- PROBLEM DESCRIPTION:
Extract, without alteration, each line from the start of the listing to the line bearing "const CHART_HEIGHT = 276;".

━━━ GIVEN MATERIAL ━━━

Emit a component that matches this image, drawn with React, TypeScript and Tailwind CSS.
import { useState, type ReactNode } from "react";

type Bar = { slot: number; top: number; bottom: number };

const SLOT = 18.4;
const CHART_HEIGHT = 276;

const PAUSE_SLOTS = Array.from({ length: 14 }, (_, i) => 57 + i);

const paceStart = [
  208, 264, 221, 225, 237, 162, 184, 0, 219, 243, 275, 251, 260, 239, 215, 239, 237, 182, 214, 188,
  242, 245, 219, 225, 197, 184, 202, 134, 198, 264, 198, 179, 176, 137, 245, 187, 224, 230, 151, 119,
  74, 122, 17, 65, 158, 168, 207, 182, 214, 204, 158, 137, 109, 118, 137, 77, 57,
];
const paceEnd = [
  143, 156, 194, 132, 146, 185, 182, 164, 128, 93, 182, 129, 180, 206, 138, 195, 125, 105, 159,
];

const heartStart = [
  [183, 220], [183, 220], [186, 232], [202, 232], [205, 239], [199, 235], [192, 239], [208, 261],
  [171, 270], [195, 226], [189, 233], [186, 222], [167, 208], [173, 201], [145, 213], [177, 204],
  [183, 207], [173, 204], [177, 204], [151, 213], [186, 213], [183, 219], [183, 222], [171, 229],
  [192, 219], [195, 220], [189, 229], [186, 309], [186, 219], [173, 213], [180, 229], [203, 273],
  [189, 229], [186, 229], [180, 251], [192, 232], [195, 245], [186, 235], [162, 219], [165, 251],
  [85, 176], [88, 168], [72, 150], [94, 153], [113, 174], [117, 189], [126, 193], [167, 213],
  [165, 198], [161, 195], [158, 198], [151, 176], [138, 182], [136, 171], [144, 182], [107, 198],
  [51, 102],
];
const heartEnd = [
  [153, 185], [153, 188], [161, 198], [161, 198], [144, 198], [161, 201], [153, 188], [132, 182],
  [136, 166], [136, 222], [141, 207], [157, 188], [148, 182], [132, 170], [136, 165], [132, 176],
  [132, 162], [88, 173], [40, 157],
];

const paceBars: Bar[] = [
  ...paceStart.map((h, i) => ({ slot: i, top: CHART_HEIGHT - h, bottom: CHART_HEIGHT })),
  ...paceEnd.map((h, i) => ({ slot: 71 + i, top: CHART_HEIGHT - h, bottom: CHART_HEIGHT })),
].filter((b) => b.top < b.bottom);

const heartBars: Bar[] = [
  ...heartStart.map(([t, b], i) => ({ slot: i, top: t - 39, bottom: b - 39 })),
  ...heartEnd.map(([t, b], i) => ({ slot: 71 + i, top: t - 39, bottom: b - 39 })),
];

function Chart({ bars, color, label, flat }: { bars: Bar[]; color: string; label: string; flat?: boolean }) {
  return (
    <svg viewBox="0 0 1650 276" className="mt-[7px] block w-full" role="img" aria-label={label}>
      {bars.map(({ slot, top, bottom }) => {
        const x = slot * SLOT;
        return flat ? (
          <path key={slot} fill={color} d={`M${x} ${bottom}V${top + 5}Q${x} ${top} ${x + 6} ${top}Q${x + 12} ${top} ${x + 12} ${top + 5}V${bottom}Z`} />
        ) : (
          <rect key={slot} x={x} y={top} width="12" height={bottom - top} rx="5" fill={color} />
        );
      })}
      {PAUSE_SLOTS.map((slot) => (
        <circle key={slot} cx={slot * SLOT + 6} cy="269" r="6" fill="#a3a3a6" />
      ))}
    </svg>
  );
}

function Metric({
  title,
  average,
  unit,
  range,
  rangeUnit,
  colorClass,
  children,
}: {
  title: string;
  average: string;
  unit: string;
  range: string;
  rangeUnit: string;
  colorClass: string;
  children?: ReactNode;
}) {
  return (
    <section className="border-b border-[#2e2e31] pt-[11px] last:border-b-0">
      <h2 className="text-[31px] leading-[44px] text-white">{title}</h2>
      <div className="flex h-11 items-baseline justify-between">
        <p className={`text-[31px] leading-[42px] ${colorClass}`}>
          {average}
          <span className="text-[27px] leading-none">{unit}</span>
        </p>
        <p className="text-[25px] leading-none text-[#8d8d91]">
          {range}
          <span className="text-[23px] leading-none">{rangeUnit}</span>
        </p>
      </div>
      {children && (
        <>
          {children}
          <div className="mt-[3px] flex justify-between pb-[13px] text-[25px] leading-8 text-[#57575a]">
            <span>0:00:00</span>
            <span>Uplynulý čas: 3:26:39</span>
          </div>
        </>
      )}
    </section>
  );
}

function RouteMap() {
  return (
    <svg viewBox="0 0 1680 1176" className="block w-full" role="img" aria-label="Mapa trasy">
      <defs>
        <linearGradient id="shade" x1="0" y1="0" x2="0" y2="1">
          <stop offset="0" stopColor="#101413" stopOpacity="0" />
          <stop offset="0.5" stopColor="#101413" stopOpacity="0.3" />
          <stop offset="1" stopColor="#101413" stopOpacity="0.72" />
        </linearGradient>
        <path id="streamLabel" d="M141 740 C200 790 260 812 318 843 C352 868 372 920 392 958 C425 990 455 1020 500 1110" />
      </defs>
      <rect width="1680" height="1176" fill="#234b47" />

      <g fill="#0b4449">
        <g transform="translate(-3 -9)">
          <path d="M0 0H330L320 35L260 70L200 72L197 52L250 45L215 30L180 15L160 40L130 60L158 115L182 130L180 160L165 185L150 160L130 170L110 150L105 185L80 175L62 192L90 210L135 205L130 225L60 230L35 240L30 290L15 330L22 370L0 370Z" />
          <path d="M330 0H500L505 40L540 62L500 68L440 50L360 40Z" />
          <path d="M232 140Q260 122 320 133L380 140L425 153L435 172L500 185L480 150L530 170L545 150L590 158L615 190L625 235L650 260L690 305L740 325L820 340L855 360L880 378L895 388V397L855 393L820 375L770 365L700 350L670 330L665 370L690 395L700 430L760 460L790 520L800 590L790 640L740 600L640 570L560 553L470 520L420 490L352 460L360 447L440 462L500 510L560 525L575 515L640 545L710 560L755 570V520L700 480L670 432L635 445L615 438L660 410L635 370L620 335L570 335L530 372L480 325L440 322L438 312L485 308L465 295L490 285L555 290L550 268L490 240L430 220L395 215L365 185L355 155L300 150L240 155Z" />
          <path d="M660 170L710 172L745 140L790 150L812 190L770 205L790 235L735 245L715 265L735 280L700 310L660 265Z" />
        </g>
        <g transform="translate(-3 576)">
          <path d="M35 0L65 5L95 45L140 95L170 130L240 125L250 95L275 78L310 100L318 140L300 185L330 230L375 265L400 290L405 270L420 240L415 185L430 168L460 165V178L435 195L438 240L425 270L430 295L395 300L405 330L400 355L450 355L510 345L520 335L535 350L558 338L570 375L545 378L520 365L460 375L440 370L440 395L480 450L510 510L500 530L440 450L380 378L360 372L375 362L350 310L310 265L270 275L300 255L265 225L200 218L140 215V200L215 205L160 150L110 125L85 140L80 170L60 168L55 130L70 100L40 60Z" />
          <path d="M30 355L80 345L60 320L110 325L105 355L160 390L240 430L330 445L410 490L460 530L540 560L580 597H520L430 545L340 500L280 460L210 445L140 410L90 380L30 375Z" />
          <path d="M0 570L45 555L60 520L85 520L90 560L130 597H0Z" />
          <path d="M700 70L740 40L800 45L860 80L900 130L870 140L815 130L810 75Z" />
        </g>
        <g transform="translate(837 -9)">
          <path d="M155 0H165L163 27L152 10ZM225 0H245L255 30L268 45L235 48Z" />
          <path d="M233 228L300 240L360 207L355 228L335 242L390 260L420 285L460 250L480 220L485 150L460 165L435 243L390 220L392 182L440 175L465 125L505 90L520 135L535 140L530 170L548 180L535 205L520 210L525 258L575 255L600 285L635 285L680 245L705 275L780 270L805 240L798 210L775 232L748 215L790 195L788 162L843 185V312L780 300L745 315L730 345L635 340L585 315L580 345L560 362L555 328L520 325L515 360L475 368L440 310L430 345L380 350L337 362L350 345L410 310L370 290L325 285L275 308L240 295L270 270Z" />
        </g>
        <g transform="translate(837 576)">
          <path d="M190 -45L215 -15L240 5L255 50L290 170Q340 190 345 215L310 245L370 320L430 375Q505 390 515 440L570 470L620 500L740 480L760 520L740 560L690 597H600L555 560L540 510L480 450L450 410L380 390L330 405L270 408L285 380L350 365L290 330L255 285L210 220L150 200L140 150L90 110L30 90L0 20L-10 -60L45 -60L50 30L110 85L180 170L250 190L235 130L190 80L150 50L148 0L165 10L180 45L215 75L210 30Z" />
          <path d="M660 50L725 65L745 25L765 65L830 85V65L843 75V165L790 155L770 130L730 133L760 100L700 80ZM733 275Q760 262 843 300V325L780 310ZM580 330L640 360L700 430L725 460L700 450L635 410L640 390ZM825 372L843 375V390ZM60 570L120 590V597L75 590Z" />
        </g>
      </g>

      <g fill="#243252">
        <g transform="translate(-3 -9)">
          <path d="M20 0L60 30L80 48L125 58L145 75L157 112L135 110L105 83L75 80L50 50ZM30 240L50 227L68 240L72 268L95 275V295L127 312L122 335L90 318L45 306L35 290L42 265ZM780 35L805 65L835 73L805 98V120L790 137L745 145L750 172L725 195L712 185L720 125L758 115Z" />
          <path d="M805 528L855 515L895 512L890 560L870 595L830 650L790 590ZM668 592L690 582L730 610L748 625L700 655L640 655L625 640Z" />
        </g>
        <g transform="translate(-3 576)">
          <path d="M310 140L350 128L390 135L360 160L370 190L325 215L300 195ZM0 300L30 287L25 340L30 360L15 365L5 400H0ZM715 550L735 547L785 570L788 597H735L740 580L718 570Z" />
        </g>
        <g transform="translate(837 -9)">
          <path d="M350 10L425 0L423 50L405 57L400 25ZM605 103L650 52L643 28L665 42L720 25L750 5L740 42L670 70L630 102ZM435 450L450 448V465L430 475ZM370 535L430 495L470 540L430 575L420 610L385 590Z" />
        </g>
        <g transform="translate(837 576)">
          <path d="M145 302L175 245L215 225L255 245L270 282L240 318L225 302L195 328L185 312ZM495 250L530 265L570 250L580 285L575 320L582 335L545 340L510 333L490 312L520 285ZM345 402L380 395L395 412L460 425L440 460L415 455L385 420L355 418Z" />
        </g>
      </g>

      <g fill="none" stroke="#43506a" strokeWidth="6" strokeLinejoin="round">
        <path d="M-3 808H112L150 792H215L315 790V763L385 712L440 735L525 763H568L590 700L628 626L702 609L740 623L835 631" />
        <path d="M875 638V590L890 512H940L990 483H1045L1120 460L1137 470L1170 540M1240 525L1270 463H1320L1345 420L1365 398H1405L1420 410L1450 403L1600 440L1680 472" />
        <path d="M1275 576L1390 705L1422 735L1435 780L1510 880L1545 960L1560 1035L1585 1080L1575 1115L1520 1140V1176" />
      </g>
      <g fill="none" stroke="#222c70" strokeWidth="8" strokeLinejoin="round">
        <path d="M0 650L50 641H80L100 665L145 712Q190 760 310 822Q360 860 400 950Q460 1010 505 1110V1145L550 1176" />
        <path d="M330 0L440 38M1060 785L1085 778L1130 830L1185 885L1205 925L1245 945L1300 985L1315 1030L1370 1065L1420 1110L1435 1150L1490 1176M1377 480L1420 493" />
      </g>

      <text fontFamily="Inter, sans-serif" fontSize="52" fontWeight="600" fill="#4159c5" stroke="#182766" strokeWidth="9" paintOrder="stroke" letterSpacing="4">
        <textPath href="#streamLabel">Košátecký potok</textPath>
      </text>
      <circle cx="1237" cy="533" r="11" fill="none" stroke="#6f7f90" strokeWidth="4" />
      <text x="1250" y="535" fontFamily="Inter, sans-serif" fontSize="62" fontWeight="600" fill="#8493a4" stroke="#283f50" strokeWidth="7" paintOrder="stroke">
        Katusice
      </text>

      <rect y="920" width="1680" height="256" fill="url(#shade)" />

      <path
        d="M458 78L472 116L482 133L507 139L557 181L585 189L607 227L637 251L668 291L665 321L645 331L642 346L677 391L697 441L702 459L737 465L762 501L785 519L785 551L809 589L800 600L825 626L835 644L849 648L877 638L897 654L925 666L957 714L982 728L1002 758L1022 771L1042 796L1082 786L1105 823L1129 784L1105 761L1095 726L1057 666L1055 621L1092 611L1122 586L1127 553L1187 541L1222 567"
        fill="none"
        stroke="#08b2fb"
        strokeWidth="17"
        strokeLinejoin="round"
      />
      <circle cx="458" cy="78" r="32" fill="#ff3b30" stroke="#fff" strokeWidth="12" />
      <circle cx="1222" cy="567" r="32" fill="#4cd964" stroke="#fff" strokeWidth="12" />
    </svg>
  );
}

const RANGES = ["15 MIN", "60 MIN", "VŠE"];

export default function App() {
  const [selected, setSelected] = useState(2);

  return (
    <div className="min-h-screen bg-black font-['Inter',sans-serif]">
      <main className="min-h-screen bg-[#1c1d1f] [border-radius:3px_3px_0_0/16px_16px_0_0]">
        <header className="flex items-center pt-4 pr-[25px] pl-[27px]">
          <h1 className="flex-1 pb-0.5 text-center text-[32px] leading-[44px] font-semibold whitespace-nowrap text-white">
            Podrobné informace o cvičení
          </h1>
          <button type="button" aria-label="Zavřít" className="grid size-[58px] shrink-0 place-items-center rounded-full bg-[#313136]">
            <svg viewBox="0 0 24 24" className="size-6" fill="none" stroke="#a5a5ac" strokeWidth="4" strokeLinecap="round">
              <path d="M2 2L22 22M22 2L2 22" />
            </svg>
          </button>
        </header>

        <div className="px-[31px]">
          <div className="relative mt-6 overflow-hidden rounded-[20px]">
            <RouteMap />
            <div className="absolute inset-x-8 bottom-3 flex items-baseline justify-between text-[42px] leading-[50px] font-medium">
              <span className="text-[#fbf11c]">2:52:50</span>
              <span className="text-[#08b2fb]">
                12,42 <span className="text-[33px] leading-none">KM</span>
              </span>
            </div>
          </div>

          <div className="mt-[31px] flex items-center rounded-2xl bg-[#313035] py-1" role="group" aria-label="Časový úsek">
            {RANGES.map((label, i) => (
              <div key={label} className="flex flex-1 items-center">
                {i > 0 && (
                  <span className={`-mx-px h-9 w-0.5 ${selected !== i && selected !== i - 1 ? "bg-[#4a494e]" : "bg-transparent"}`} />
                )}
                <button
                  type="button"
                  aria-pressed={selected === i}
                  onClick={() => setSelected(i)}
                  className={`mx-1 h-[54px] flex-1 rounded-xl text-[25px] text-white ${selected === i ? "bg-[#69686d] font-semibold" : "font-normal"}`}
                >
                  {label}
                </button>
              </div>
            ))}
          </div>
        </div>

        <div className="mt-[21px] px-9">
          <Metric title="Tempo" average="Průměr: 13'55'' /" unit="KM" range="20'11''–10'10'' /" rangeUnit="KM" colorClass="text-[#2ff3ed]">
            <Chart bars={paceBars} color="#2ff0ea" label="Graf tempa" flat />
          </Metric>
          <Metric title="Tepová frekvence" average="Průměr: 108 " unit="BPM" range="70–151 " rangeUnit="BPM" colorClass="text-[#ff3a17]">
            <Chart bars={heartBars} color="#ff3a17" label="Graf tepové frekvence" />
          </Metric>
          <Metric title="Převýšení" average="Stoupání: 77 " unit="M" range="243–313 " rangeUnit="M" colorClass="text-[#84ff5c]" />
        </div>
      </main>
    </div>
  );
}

━━━

- EXERCISE RESPONSE:
Emit a component that matches this image, drawn with React, TypeScript and Tailwind CSS.
import { useState, type ReactNode } from "react";

type Bar = { slot: number; top: number; bottom: number };

const SLOT = 18.4;
const CHART_HEIGHT = 276;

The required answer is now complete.